DKIMを実現するためには、電子署名に利用する秘密鍵と対になる公開鍵を送信元ドメインのDNSサーバに公開しておく必要があります(1)。

秘密鍵を使って、メールに電子署名を付与し、メールを送信します(2)。受信者側メールサーバは、メールの送信者が正しいか、送信元ドメインのDNSサーバに問い合わせます(3)。DNSサーバから公開鍵が返されると(4)、公開鍵を使って電子署名を検証します。

認証されれば、問題のないメールとして受信者に届きます。

DKIMの設定方法

DKIMの設定方法は、メール配信ツールによって違います。今回は、当社が開発するマーケティングオートメーションKairos3 Marketing」の例でご説明します。

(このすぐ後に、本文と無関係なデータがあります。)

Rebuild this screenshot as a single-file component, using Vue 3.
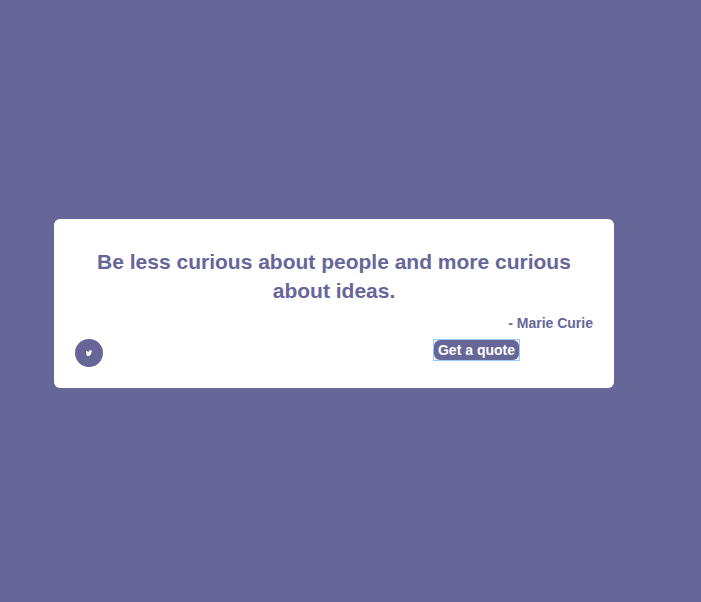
<script setup>
import { ref, computed } from 'vue'

const quotes = [
  { text: 'Be less curious about people and more curious about ideas.', author: 'Marie Curie' },
]
const index = ref(0)
const quote = computed(() => quotes[index.value])

function nextQuote() {
  index.value = (index.value + 1) % quotes.length
}
</script>

<template>
  <main class="page">
    <section class="quote-box">
      <p class="text">{{ quote.text }}</p>
      <p class="author">- {{ quote.author }}</p>
      <div class="actions">
        <a class="tweet" href="#tweet" aria-label="Tweet this quote">
          <svg viewBox="0 0 24 24" width="6" height="6" aria-hidden="true">
            <path
              fill="currentColor"
              d="M24 4l-2 3c0 10-5 17-13 17-4 0-7-1-9-3 2 0 4-.5 5-1.500-3-1-4-3-4-5C0 13 0 9 0 4l2-1c3 3 6 4 10 4 0-4 2-6 5-6 2 0 3 .5 4 1.500L24 1z"
            />
          </svg>
        </a>
        <div class="focus-frame">
          <button class="new-quote" type="button" @click="nextQuote">Get a quote</button>
        </div>
      </div>
    </section>
  </main>
</template>

<style>
body {
  background: #666699;
}
</style>

<style scoped>
.page {
  box-sizing: border-box;
  min-height: 100vh;
  padding: 0 87px 0 54px;
  display: grid;
  align-items: center;
  font-family: "Liberation Sans", Arial, sans-serif;
  font-weight: bold;
  color: #666699;
}

.quote-box {
  margin-top: 5px;
  padding: 28px 21px 21px;
  border-radius: 6px;
  background: #fff;
}

.text {
  margin: 0;
  font-size: 21px;
  line-height: 29px;
  text-align: center;
}

.author {
  margin: 10px 0 7px;
  font-size: 14px;
  line-height: 17px;
  text-align: right;
}

.actions {
  display: flex;
  align-items: flex-start;
  justify-content: space-between;
}

.tweet {
  display: flex;
  align-items: center;
  justify-content: center;
  width: 28px;
  height: 28px;
  border-radius: 50%;
  background: #666699;
  color: #fff;
}

.focus-frame {
  display: flex;
  margin-right: 73px;
  border: 1px solid #99c8ff;
}

.new-quote {
  padding: 2px 4px 1px;
  border: 0;
  border-radius: 6px;
  background: #666699;
  color: #fff;
  font: bold 14px/17px "Liberation Sans", Arial, sans-serif;
  cursor: pointer;
}
</style>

DKIMを設定するためには、DKIMの設定ページを開き、使用するメールアドレスのドメイン(@以下)を入力します。

出力されるテキストレコード名、もしくはテキストレコード値をDNSに追加します。テキストレコードをDNSサーバに追加する際は、DNS管理者に問い合わせてください。

DMARCの概要

最近では、SPFやDKIMを補完する送信元ドメイン認証後の処理の仕組みが登場しました。DMARCは、SPFとDKIMの認証に失敗したメールを、受信サーバがどう処理するかを、送信側ドメイン管理者が管理できたり、認証結果のフィードバックが得られたりする仕組みです。

SPFとDKIM認証に失敗したメールの取り扱いは、受信者の設定によって決められていました。SPFとDKIM認証に失敗したメールでも、受信者側のメールサーバーのポリシーが「受信する」であれば、受信者のメールボックスに入っていました。

DMARCを設定している場合、ユーザーはSPFやDKIM認証に失敗したメールの取り扱いを決めることができます。

DMARCでは、ユーザーは3つのポリシーの中から1つ宣言できます。

None(何もしない)を選ぶと、認証に失敗したメールを通過させます。Reject(拒否)を選ぶと、認証に成功しないメールを受信拒否させられます。Quarantine(隔離)を選ぶと、認証に失敗したメールを隔離させられます。

送信側でDMARCを有効にするには、SPFと同様に送信元のドメインのDNSサーバにTXTレコードを追加します。

メールボックスの大きなシェアを持つGoogleやMicorsoftはDMARCに対応しています。